Nor will I forget the time our neighbor, Ron C., bailed us out by picking up our family after our Jeep broke down and needed to be towed. He took time out of his day to drive to the outskirts of town and haul us all home, our kids likely jabbering the whole time. And as I mentioned a few weeks ago, our neighbor, Jay R., not only started our leaf blower on more than one occasion, he also helped us relearn how to vacuum our pool the old-fashioned way (by hand) without once chuckling at our ineptitude.

And there was the summer that our neighbor, Craig C., helped my husband dig through an ungodly amount of shale to install our new mailbox—one that was attached to a wooden post he painstakingly measured and built in his shop, just to be neighborly.

What’s more, our friend and neighbor, Jeremy J., plows our driveway every winter with his nifty four-wheeler (sometimes with his daughter aboard), never once asking to be compensated for his efforts. Likewise (and before Jeremy moved in), Nick Y. shoveled the mound of snow and ice embedded at the base of our driveway—because the township snowplow, of course, had undone all the work we had accomplished with our snowblower.

Another irreplaceable neighbor, John I., offered to go with me to visit my husband who had just arrived at the ER via ambulance.
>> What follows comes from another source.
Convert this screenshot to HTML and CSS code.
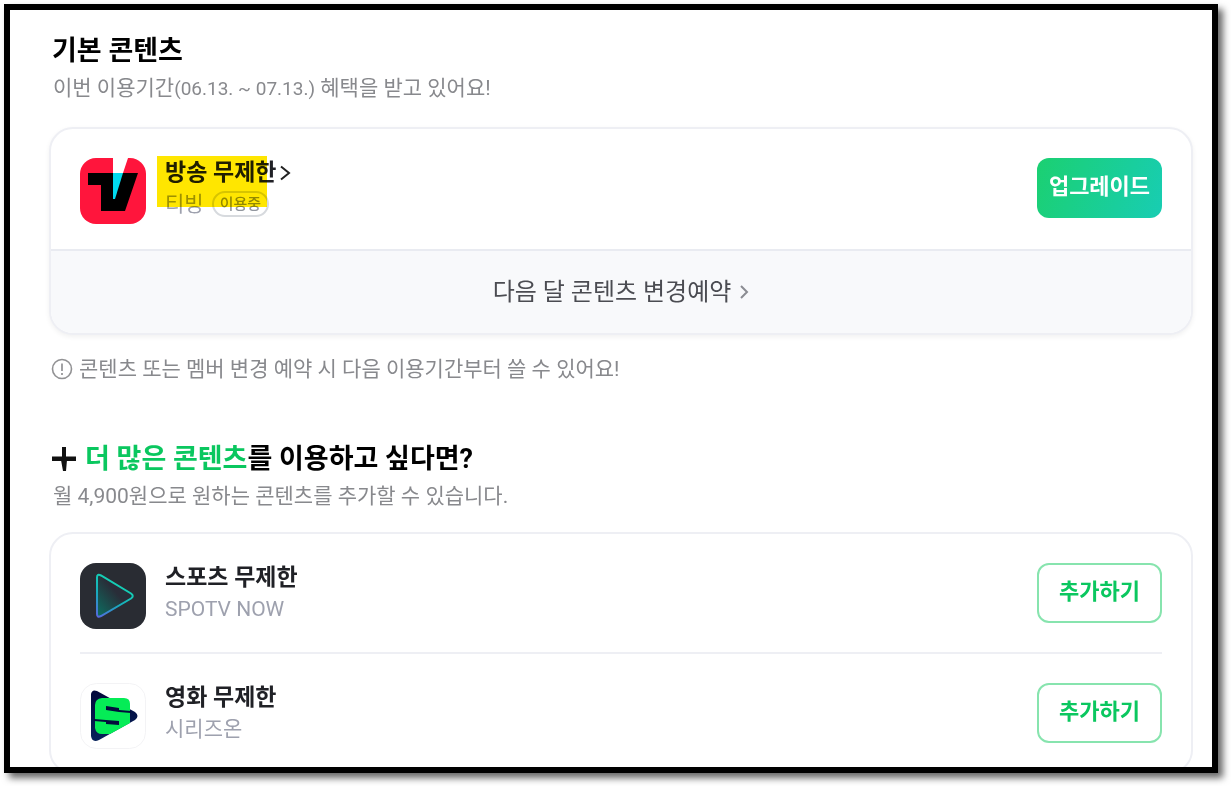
FILE: index.html
```html
<!DOCTYPE html>
<html lang="ko">
<head>
<meta charset="utf-8">
<meta name="viewport" content="width=device-width, initial-scale=1">
<title>기본 콘텐츠</title>
<link rel="stylesheet" href="styles.css">
</head>
<body>
<main class="frame">
  <section class="section">
    <h2 class="title">기본 콘텐츠</h2>
    <p class="desc">이번 이용기간<span class="period">(06.13. ~ 07.13.)</span> 혜택을 받고 있어요!</p>
    <div class="card card-current">
      <div class="item">
        <svg class="logo" viewBox="0 0 66 66" aria-hidden="true">
          <rect width="66" height="66" rx="16" fill="#ff153c"/>
          <path d="M33 0H48L43 15H33Z" fill="#fff"/>
          <path d="M8 15H58L45 53H21V27H8Z" fill="#000"/>
          <path d="M33 15H43L35 41H33Z" fill="#00dbef"/>
        </svg>
        <div class="info marked">
          <a class="name" href="#">방송 무제한<svg class="name-arrow" viewBox="0 0 12 16" aria-hidden="true"><path d="M2 1.500L10 8L2 14.500" fill="none" stroke="#222" stroke-width="2"/></svg></a>
          <p class="provider">티빙 <span class="badge">이용중</span></p>
        </div>
        <button class="btn btn-fill" type="button">업그레이드</button>
      </div>
      <a class="reserve" href="#">다음 달 콘텐츠 변경예약<svg class="reserve-arrow" viewBox="0 0 10 14" aria-hidden="true"><path d="M2 1L8 7L2 13" fill="none" stroke="#8b8c92" stroke-width="2"/></svg></a>
    </div>
    <p class="desc note"><svg class="note-icon" viewBox="0 0 22 22" aria-hidden="true"><circle cx="11" cy="11" r="9.5" fill="none" stroke="#929294" stroke-width="1.6"/><path d="M11 5.5V13M11 15V17" stroke="#929294" stroke-width="1.7"/></svg>콘텐츠 또는 멤버 변경 예약 시 다음 이용기간부터 쓸 수 있어요!</p>
  </section>
  <section class="section section-more">
    <h2 class="title"><svg class="plus" viewBox="0 0 24 24" aria-hidden="true"><path d="M0 9.500H24V14H0ZM10 0H14V10H10ZM9 13H15L14 24H11Z" fill="#111"/></svg><span><span class="accent">더 많은 콘텐츠</span>를 이용하고 싶다면?</span></h2>
    <p class="desc">월 4,900원으로 원하는 콘텐츠를 추가할 수 있습니다.</p>
    <div class="card card-more">
      <ul class="list">
        <li class="item">
          <svg class="logo" viewBox="0 0 66 66" aria-hidden="true">
            <defs>
              <linearGradient id="play-line" x1="0" y1="1" x2=".5" y2="0"><stop offset="0" stop-color="#5868df"/><stop offset=".45" stop-color="#18aabd"/><stop offset="1" stop-color="#13dcb1"/></linearGradient>
              <linearGradient id="play-fill" x1="0" y1="1" x2=".8" y2=".2"><stop offset="0" stop-color="#0b7062"/><stop offset=".7" stop-color="#292d38"/></linearGradient>
            </defs>
            <rect width="66" height="66" rx="16" fill="#292c33"/>
            <path d="M17 14.500Q17 10.500 21 12.500L51 30.500Q54.500 33 51 35.500L21 53Q17 55 17 51Z" fill="url(#play-fill)" stroke="url(#play-line)" stroke-width="2"/>
          </svg>
          <div class="info">
            <h3 class="name">스포츠 무제한</h3>
            <p class="provider">SPOTV NOW</p>
          </div>
          <button class="btn btn-line" type="button">추가하기</button>
        </li>
        <li class="item">
          <svg class="logo" viewBox="0 0 66 66" aria-hidden="true">
            <defs><linearGradient id="series-bg" x1="0" y1="0" x2="0" y2="1"><stop offset="0" stop-color="#02073a"/><stop offset="1" stop-color="#06225a"/></linearGradient></defs>
            <rect x=".5" y=".5" width="65" height="65" rx="16" fill="#fff" stroke="#f3f3f5"/>
            <path d="M11 11Q12 6 17 8L55 29Q60 33 55 37L19 57Q12 60 11 53Z" fill="url(#series-bg)"/>
            <path d="M22 15H44Q50 15 50 21V40L30 51H22Q16 51 15 45V22Q15 16 22 15Z" fill="#05ec56"/>
            <path d="M26 23L39 25V27L51 28V30L39 29L26 27ZM14 36L26 37L39 38V42L26 41V39L14 38Z" fill="#030b3d"/>
          </svg>
          <div class="info">
            <h3 class="name">영화 무제한</h3>
            <p class="provider">시리즈온</p>
          </div>
          <button class="btn btn-line" type="button">추가하기</button>
        </li>
      </ul>
    </div>
  </section>
</main>
</body>
</html>
```
FILE: styles.css
```css
* { box-sizing: border-box; }

body {
  margin: 0;
  padding: 4px 13px 13px 4px;
  background: #fff;
  color: #000;
  font-family: Roboto, "Noto Sans CJK KR", sans-serif;
}

h2, h3, p, ul { margin: 0; padding: 0; }
ul { list-style: none; }
a { color: inherit; text-decoration: none; }
svg { display: block; flex: none; }

.frame {
  height: calc(100vh - 17px);
  overflow: hidden;
  padding: 23px 19px 0 39px;
  border: 6px solid #000;
  background: #fff;
  box-shadow: 5px 5px 7px rgba(0, 0, 0, .6);
}

.section-more { padding-top: 58px; }

.title {
  display: flex;
  align-items: center;
  gap: 9px;
  padding-left: 3px;
  font-size: 27px;
  font-weight: 700;
  line-height: 36px;
}
.plus { width: 24px; height: 24px; }
.accent { color: #0ac75f; }

.desc {
  padding: 5px 0 0 4px;
  color: #88898d;
  font-size: 21px;
  line-height: 28px;
}
.period { font-size: 19px; }

.card {
  margin-top: 24px;
  overflow: hidden;
  border: 2px solid #eeeff4;
  border-radius: 24px;
  background: #fff;
}
.card-current { box-shadow: 0 2px 5px rgba(0, 0, 0, .06); }
.card-more { margin-top: 22px; }

.item {
  display: flex;
  align-items: flex-start;
  gap: 19px;
  padding: 29px 29px 25px;
}
.list { padding: 0 29px; }
.list .item { padding: 29px 0 23px; }
.list .item + .item { border-top: 2px solid #eeeff4; }

.logo { width: 66px; height: 66px; }

.info { position: relative; flex: 1; }
.marked::after {
  content: "";
  position: absolute;
  left: -8px;
  top: -2px;
  width: 110px;
  height: 51px;
  background: #ffe600;
  mix-blend-mode: multiply;
}

.name {
  display: flex;
  align-items: center;
  gap: 2px;
  color: #202126;
  font-size: 23px;
  font-weight: 700;
  line-height: 30px;
}
.name-arrow { width: 12px; height: 16px; }

.provider {
  display: flex;
  align-items: center;
  gap: 8px;
  padding-top: 2px;
  color: #9ea1ae;
  font-size: 21px;
  line-height: 28px;
}
.badge {
  padding: 0 6px;
  border: 2px solid #d7dade;
  border-radius: 13px;
  color: #92979f;
  font-size: 15px;
  font-weight: 500;
  line-height: 22px;
}

.btn {
  min-width: 125px;
  height: 60px;
  padding: 0 8px 8px;
  border: 0;
  border-radius: 12px;
  font-family: inherit;
  font-size: 22px;
  font-weight: 700;
}
.btn-fill {
  background: linear-gradient(110deg, #1bd071, #18cdb3);
  color: #fff;
}
.btn-line {
  border: 2px solid #87e4ae;
  background: #fff;
  color: #0ac75f;
}

.reserve {
  display: flex;
  align-items: center;
  justify-content: center;
  gap: 8px;
  padding: 23px 20px;
  border-top: 2px solid #e9ebf1;
  background: #f8f9fb;
  color: #4b4c52;
  font-size: 24px;
  line-height: 36px;
}
.reserve-arrow { width: 10px; height: 14px; }

.note {
  display: flex;
  align-items: center;
  gap: 6px;
  margin-top: 15px;
  padding-left: 2px;
}
.note-icon { width: 22px; height: 22px; }
```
I recall we had barely settled into our house, now almost 30 years ago, and already he was willing to be there for us.

And there was Tera B. who literally saved our marriage by assembling a Pack ‘n Play for us while we held our newborn twins and looked on in amazement at both her patience and mechanical skill.

Yet another treasured set of neighbors, Christine and Phil J., will forever hold a special place in our hearts because they kept our new puppy overnight on Christmas Eve—so that our daughters could experience one of the biggest and most memorable joys on Christmas morning when they were six. They still talk about that Christmas surprise to this day. I can only hope my husband and I have returned the many favors I’ve described here. It’s likely I’ve forgotten to mention some.

Fred Rogers was, indeed, right. Neighbors are some of the most important people in our lives. Be like Fred—make an effort to get to know your neighbors.